I think that no sufficient ground has been stated for our displacing this warrant, and accordingly I am for dismissing the appeal.

Lord Adam—I agree, and while I think that the form of the warrant is not a happy one, and that it would have been better if it had been expressed as approving of works already executed instead of sanctioning their erection, it does not appear to me that the appellants have been in any way prejudiced by this incorrectness of form. Had the petition craved approval of works already executed, the appellants' objections to it would have been the same, viz., that the property was his, and that a nuisance was caused by the petitioners, and the Dean of Guild would have acted just as he has acted, that is to say, he would have sisted the case to allow the objectors to make out their contention by raising an action. The only difference would have been that in the event of their not doing so, he would have pronounced an interlocutor approving of the works executed instead of a warrant to erect, but the appellants would have been in precisely the same position as they are now. Accordingly, their real objection is not to the form of the petition, but to having, as they say, the onus of raising an action thrown upon them. I agree that the Dean of Guild was quite right in doing so.

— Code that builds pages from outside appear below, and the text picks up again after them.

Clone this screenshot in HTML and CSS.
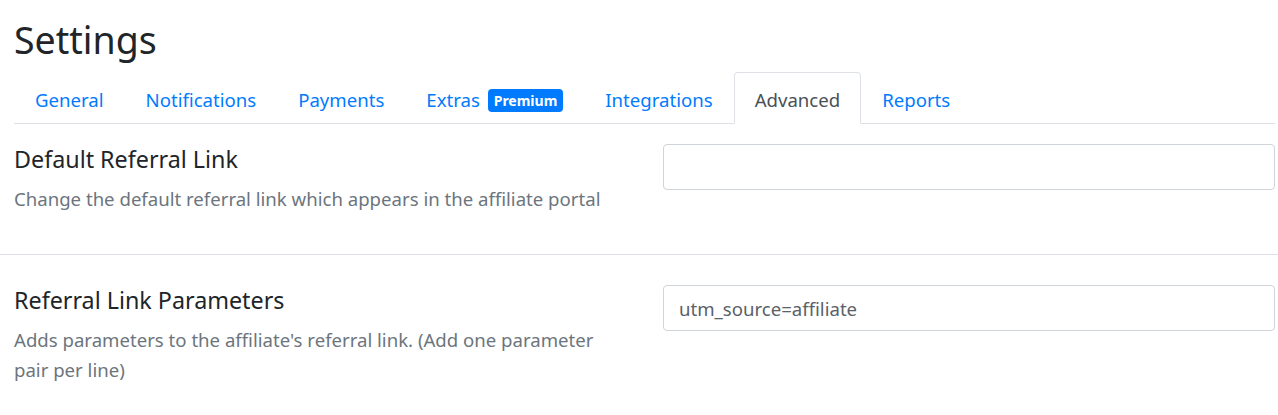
FILE: index.html
```html
<!DOCTYPE html>
<html lang="en">
<head>
<meta charset="utf-8">
<title>Settings</title>
<link rel="stylesheet" href="styles.css">
</head>
<body>
  <div class="container">
    <h1 class="page-title">Settings</h1>
    <ul class="nav-tabs">
      <li><a class="nav-link" href="#">General</a></li>
      <li><a class="nav-link" href="#">Notifications</a></li>
      <li><a class="nav-link" href="#">Payments</a></li>
      <li><a class="nav-link" href="#">Extras <span class="badge">Premium</span></a></li>
      <li><a class="nav-link" href="#">Integrations</a></li>
      <li><a class="nav-link active" href="#">Advanced</a></li>
      <li><a class="nav-link" href="#">Reports</a></li>
    </ul>
  </div>
  <div class="tab-content">
    <div class="setting-row first">
      <div class="setting-info">
        <h4 class="setting-title">Default Referral Link</h4>
        <p class="setting-desc">Change the default referral link which appears in the affiliate portal</p>
      </div>
      <div class="setting-control">
        <input class="form-control" type="text" value="">
      </div>
    </div>
    <div class="setting-row">
      <div class="setting-info">
        <h4 class="setting-title">Referral Link Parameters</h4>
        <p class="setting-desc">Adds parameters to the affiliate's referral link. (Add one parameter pair per line)</p>
      </div>
      <div class="setting-control">
        <input class="form-control" type="text" value="utm_source=affiliate">
      </div>
    </div>
  </div>
</body>
</html>
```
FILE: styles.css
```css
* { box-sizing: border-box; }
html, body { margin: 0; padding: 0; background: #fff; }
body {
  font-family: "Noto Sans", "Open Sans", sans-serif;
  color: #212529;
  font-size: 15px;
  line-height: 1.5;
}
.container {
  padding: 16px 3px 0 14px;
}
.page-title {
  margin: 0 0 8px 0;
  font-size: 37.5px;
  line-height: 48px;
  font-weight: 400;
  color: #212529;
}
.nav-tabs {
  list-style: none;
  margin: 0;
  padding: 0;
  display: flex;
  border-bottom: 1px solid #dee2e6;
}
.nav-tabs li {
  margin-bottom: -1px;
}
.nav-link {
  display: block;
  padding: 12px 20px 8px;
  font-size: 18.6px;
  line-height: 30px;
  color: #007bff;
  text-decoration: none;
  border: 1px solid transparent;
  border-top-left-radius: 4px;
  border-top-right-radius: 4px;
}
.nav-link.active {
  color: #495057;
  background: #fff;
  border-color: #dee2e6 #dee2e6 #fff;
}
.badge {
  display: inline-block;
  margin-left: 3px;
  padding: 4px 6px;
  font-size: 14px;
  line-height: 15px;
  font-weight: 700;
  color: #fff;
  background: #007bff;
  border-radius: 4px;
  vertical-align: 1px;
}
.setting-row {
  display: grid;
  grid-template-columns: 1fr 612px;
  column-gap: 40px;
  padding: 30px 3px 40px 14px;
  border-bottom: 1px solid #dee2e6;
}
.setting-row.first {
  padding-top: 20px;
}
.setting-title {
  margin: 0 0 10px 0;
  font-size: 23.3px;
  line-height: 30px;
  font-weight: 400;
  color: #212529;
}
.setting-desc {
  margin: 0;
  font-size: 18.6px;
  line-height: 30px;
  color: #6c757d;
}
.form-control {
  display: block;
  width: 100%;
  height: 46px;
  padding: 0 15px;
  font-family: inherit;
  font-size: 18.6px;
  color: #5a6168;
  background: #fff;
  border: 1px solid #ced4da;
  border-radius: 4px;
  outline: none;
}
```
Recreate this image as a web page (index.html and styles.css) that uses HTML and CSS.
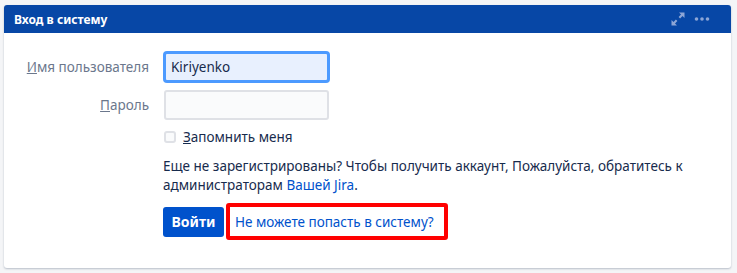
FILE: index.html
```html
<!DOCTYPE html>
<html lang="ru">
<head>
<meta charset="utf-8">
<title>Вход в систему</title>
<link rel="stylesheet" href="styles.css">
</head>
<body>
<div class="panel">
  <div class="panel-header">
    <h2 class="panel-title">Вход в систему</h2>
    <div class="panel-tools">
      <svg class="tool-icon" width="16" height="16" viewBox="0 0 16 16" aria-hidden="true">
        <path d="M9 1.5h5.5v5.5l-2-2-2.4 2.4-1.5-1.5 2.4-2.4z" fill="currentColor"/>
        <path d="M7 14.5h-5.5v-5.5l2 2 2.4-2.4 1.5 1.5-2.4 2.4z" fill="currentColor"/>
      </svg>
      <svg class="tool-icon" width="16" height="16" viewBox="0 0 16 16" aria-hidden="true">
        <circle cx="2.5" cy="8" r="1.8" fill="currentColor"/>
        <circle cx="8" cy="8" r="1.8" fill="currentColor"/>
        <circle cx="13.5" cy="8" r="1.8" fill="currentColor"/>
      </svg>
    </div>
  </div>
  <form class="login-form">
    <label class="field-label" for="user"><u>И</u>мя пользователя</label>
    <input class="text-input focused" id="user" type="text" value="Kiriyenko">
    <label class="field-label" for="pass"><u>П</u>ароль</label>
    <input class="text-input" id="pass" type="password">
    <div class="field-wrap checkbox-row">
      <span class="checkbox"></span>
      <span class="checkbox-label"><u>З</u>апомнить меня</span>
    </div>
    <div class="field-wrap note">
      <div class="note-line">Еще не зарегистрированы? Чтобы получить аккаунт, Пожалуйста, обратитесь к</div>
      <div class="note-line">администраторам <a href="#" class="link">Вашей Jira</a>.</div>
    </div>
    <div class="field-wrap actions">
      <button type="button" class="btn-primary">Войти</button>
      <span class="highlight"><a href="#" class="link">Не можете попасть в систему?</a></span>
    </div>
  </form>
</div>
</body>
</html>
```
FILE: styles.css
```css
html, body {
  margin: 0;
  padding: 0;
}
body {
  background: #f4f5f7;
  padding: 5px 6px 5px 4px;
  font-family: "Noto Sans", "Open Sans", sans-serif;
  font-size: 13.5px;
  color: #172b4d;
}
.panel {
  background: #fff;
  border-radius: 3px;
  box-shadow: 0 1px 2px rgba(9, 30, 66, 0.25);
  height: 263px;
  overflow: hidden;
}
.panel-header {
  height: 28px;
  background: #0747a6;
  display: flex;
  align-items: center;
  justify-content: space-between;
  padding: 0 21px 0 10px;
}
.panel-title {
  margin: 0;
  color: #fff;
  font-size: 12px;
  font-weight: 700;
}
.panel-tools {
  display: flex;
  align-items: center;
  gap: 8px;
  color: #8da6d6;
}
.tool-icon {
  display: block;
}
.login-form {
  display: grid;
  grid-template-columns: 145px 167px;
  column-gap: 14px;
  row-gap: 8px;
  align-items: center;
  padding: 19px 0 0 0;
}
.field-label {
  text-align: right;
  color: #6b778c;
}
.text-input {
  box-sizing: border-box;
  width: 165px;
  height: 30px;
  margin-left: 1px;
  border: 2px solid #dfe1e6;
  border-radius: 3px;
  background: #fafbfc;
  font: inherit;
  color: #172b4d;
  padding: 0 5px;
  outline: none;
}
.text-input.focused {
  border-color: #4c9aff;
  background: #e8f0fe;
  box-shadow: 0 0 0 1px #4c9aff;
}
.field-wrap {
  grid-column: 2 / span 1;
  width: 560px;
}
.checkbox-row {
  display: flex;
  align-items: center;
  gap: 7px;
  padding-left: 1px;
  color: #172b4d;
}
.checkbox {
  width: 8px;
  height: 8px;
  border: 2px solid #dfe1e6;
  border-radius: 3px;
  background: #fafbfc;
}
.note {
  margin: 3px 0 0 0;
  line-height: 19px;
}
.note-line {
  white-space: nowrap;
}
.link {
  color: #0052cc;
  text-decoration: none;
}
.actions {
  display: flex;
  align-items: center;
  gap: 2px;
}
.btn-primary {
  width: 61px;
  height: 30px;
  border: none;
  border-radius: 3px;
  background: #0052cc;
  color: #fff;
  font: inherit;
  font-size: 14px;
  font-weight: 700;
  padding: 0;
}
.highlight {
  display: flex;
  align-items: center;
  height: 29px;
  border: 4px solid #ff0000;
  border-radius: 3px;
  padding: 0 10px 0 5px;
}
```
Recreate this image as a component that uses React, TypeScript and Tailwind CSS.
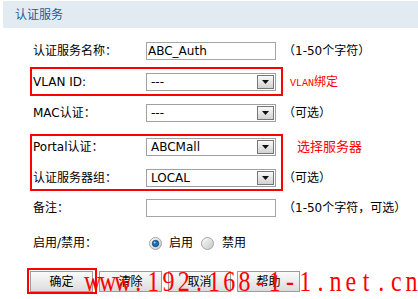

There may be cases in which the onus should be on the petitioner, as for example where the subjects are ex facie the objector's property, and are not included in the petitioner's titles, but that is not the case here, and nothing has been said to show this should have been done. The result of the action would of course be the same on whichever party this onus lay, so that the question is comparatively unimportant. On the whole matter I agree that the appeal should be dismissed.

The Lord President and Lord Kinnear concurred.

The Court dismissed the appeal.

Counsel:

Counsel for Petitioners and Respondents— Shaw, Q.C.— Graham Stewart. Agents— Curror, Cowper, & Curror, W.S.

Counsel for Respondents and Appellants— W. Campbell— Gunn. Agent— John Mackay, S.S.C.